* [Written instruction]
Lines holding the string "React" are the ones to copy; find them all in the data.

* [Dataset content]
--- Start ---

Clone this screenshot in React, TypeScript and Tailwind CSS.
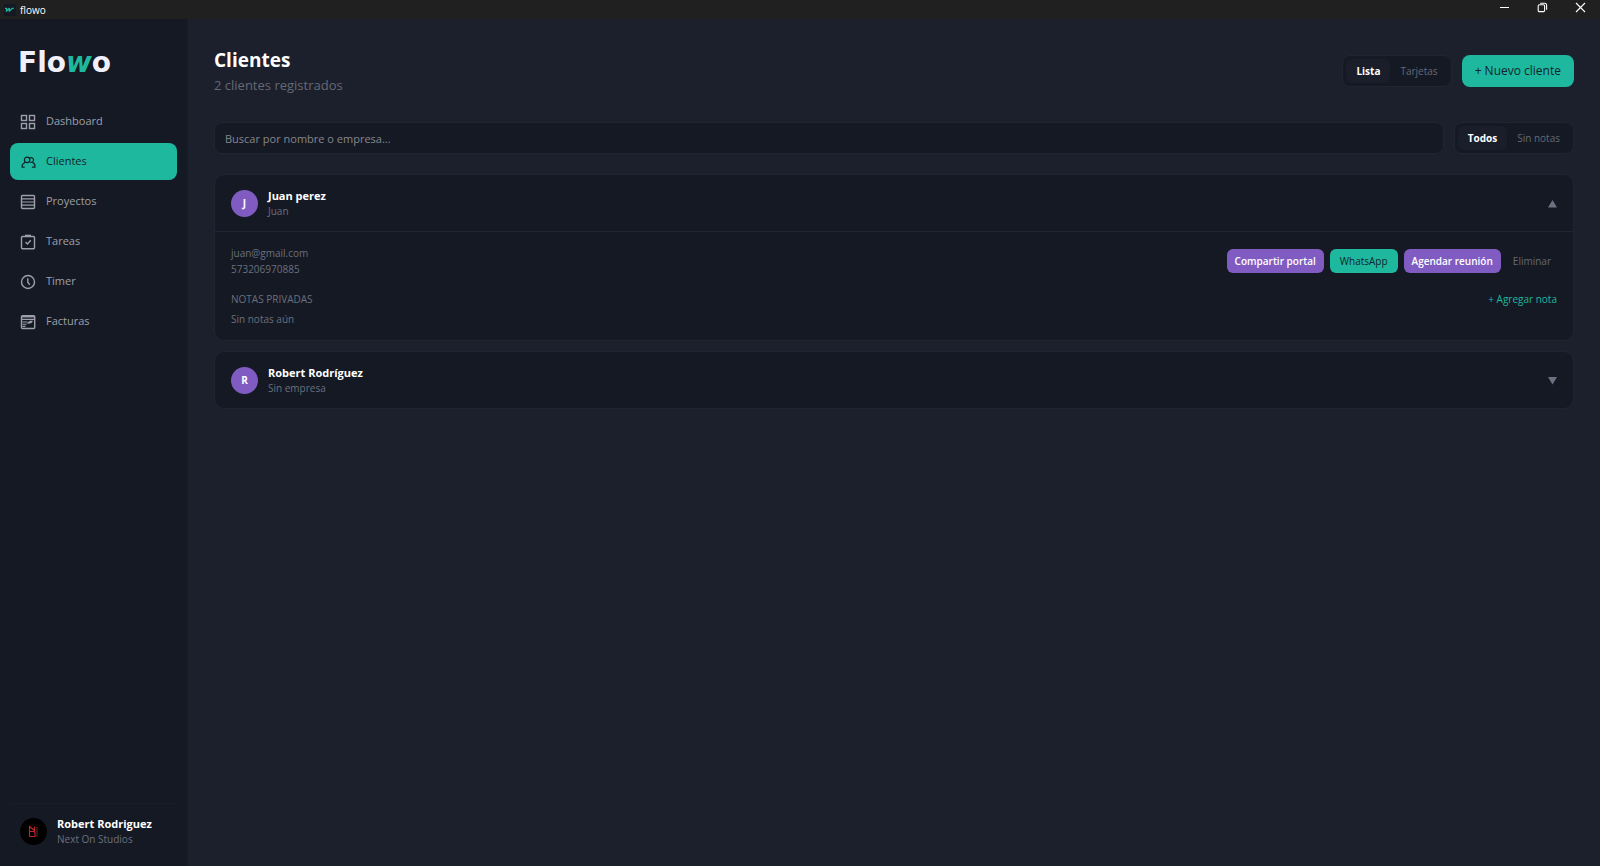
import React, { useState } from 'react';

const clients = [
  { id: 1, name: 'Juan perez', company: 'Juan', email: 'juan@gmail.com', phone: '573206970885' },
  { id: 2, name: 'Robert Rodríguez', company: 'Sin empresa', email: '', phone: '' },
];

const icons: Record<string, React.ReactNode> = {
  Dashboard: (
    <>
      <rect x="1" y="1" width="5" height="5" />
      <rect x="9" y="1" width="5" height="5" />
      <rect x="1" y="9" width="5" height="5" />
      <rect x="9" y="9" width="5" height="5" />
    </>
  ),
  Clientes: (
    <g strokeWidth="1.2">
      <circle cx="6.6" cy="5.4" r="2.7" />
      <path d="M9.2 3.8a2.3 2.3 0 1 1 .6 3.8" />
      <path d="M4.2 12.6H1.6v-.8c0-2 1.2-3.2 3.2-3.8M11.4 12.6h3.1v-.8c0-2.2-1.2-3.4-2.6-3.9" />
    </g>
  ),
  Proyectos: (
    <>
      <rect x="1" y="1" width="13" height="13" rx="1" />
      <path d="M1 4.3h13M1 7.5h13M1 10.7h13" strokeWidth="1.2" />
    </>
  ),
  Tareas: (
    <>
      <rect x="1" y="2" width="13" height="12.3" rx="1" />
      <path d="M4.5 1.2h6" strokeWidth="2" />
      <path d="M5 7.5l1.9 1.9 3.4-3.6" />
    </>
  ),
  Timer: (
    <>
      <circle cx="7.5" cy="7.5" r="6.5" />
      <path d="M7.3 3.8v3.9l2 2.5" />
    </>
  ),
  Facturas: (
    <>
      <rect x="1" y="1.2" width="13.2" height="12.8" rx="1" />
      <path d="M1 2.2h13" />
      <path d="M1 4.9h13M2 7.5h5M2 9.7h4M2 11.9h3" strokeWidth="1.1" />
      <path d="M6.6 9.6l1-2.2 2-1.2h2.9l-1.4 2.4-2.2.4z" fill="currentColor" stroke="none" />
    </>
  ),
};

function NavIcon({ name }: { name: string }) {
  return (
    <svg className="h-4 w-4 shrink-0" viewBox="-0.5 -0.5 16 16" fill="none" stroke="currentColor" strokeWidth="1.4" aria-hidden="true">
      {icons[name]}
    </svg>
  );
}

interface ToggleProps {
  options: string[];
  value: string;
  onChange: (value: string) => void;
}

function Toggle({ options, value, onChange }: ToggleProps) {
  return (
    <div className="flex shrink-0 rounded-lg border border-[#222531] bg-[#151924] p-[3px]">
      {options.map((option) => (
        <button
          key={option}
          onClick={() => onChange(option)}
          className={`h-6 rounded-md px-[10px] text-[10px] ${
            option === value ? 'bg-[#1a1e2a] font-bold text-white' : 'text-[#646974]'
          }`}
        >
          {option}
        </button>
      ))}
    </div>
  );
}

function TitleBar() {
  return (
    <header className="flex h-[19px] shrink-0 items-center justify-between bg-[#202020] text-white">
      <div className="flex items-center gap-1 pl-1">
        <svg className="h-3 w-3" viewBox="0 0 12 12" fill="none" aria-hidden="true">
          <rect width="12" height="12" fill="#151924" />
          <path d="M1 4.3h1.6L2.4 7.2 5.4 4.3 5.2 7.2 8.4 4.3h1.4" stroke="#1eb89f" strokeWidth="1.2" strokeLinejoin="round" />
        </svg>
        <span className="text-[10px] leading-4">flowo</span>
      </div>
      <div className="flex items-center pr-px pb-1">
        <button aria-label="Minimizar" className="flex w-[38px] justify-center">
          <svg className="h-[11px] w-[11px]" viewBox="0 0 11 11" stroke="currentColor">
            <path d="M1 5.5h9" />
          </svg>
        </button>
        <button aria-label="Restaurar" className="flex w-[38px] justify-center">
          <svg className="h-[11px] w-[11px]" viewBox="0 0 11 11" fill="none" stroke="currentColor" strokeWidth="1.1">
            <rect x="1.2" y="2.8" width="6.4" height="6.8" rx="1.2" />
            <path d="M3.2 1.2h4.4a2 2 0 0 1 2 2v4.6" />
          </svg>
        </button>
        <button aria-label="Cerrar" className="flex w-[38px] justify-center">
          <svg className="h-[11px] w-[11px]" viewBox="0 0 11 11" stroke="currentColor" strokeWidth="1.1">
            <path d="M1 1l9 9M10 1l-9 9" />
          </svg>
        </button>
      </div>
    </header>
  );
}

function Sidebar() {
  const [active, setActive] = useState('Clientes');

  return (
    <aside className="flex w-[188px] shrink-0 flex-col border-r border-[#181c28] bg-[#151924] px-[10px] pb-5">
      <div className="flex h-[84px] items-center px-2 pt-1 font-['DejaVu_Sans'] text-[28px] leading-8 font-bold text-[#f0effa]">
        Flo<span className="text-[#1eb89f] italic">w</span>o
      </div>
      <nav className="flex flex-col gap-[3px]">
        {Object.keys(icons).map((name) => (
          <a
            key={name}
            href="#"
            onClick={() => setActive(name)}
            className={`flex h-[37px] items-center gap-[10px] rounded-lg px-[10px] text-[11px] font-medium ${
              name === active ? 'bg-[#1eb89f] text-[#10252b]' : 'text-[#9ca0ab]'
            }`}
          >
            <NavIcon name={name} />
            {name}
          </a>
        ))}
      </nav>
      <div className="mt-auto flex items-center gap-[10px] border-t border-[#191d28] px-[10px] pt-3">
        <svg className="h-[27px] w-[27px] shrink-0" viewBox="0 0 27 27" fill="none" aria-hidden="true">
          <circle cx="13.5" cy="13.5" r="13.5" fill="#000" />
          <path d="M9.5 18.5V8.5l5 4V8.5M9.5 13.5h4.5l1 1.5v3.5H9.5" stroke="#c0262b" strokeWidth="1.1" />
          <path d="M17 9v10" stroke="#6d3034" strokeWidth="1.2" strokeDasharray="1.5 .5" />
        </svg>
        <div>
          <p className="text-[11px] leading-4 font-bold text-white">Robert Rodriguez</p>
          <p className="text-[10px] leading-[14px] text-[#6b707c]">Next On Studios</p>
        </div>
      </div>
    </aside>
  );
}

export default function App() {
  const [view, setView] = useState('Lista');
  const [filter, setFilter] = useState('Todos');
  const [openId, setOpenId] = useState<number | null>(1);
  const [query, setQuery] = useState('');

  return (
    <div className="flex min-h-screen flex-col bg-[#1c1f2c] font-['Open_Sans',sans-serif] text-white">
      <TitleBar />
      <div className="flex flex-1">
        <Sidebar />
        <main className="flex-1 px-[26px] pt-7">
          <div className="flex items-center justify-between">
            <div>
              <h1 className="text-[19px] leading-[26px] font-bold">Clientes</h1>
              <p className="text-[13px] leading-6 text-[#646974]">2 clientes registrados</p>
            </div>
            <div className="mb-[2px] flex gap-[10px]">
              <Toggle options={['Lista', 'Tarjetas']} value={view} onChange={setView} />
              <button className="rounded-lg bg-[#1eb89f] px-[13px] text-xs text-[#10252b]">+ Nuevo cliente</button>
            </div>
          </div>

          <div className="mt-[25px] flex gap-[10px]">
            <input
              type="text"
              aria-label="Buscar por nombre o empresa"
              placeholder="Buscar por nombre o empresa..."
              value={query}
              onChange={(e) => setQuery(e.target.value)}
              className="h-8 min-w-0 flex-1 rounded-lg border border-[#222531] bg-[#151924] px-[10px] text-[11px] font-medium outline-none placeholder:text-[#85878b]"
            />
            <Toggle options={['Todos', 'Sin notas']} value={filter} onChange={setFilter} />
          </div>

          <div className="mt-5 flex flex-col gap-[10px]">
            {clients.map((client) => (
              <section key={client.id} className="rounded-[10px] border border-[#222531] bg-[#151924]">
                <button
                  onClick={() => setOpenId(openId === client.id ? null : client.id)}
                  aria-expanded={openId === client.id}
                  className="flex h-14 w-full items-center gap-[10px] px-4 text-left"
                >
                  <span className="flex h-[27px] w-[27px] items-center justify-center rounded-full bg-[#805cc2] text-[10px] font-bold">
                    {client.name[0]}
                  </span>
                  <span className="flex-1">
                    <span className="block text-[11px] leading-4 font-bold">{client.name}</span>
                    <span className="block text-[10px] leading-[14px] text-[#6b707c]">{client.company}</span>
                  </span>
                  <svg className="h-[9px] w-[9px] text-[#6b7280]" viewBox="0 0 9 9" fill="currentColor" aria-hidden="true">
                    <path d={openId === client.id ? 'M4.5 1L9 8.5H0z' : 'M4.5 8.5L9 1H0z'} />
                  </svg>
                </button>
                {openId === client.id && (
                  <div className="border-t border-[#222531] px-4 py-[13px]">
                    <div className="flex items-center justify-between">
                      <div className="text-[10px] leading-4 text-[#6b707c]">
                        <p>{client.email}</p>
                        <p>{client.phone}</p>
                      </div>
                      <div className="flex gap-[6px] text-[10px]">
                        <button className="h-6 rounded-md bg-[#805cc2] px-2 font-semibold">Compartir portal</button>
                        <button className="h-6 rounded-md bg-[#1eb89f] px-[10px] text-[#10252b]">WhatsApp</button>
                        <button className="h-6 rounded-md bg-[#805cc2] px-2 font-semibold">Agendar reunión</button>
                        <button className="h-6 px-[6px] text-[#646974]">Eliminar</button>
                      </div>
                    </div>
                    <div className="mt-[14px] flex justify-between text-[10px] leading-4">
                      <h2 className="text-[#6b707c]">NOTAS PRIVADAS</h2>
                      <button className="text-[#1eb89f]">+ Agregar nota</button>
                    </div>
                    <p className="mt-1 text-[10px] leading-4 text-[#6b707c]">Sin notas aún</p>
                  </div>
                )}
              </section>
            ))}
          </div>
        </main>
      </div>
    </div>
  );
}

--- End ---

* [Final result]
Clone this screenshot in React, TypeScript and Tailwind CSS.
import React, { useState } from 'react';
const icons: Record<string, React.ReactNode> = {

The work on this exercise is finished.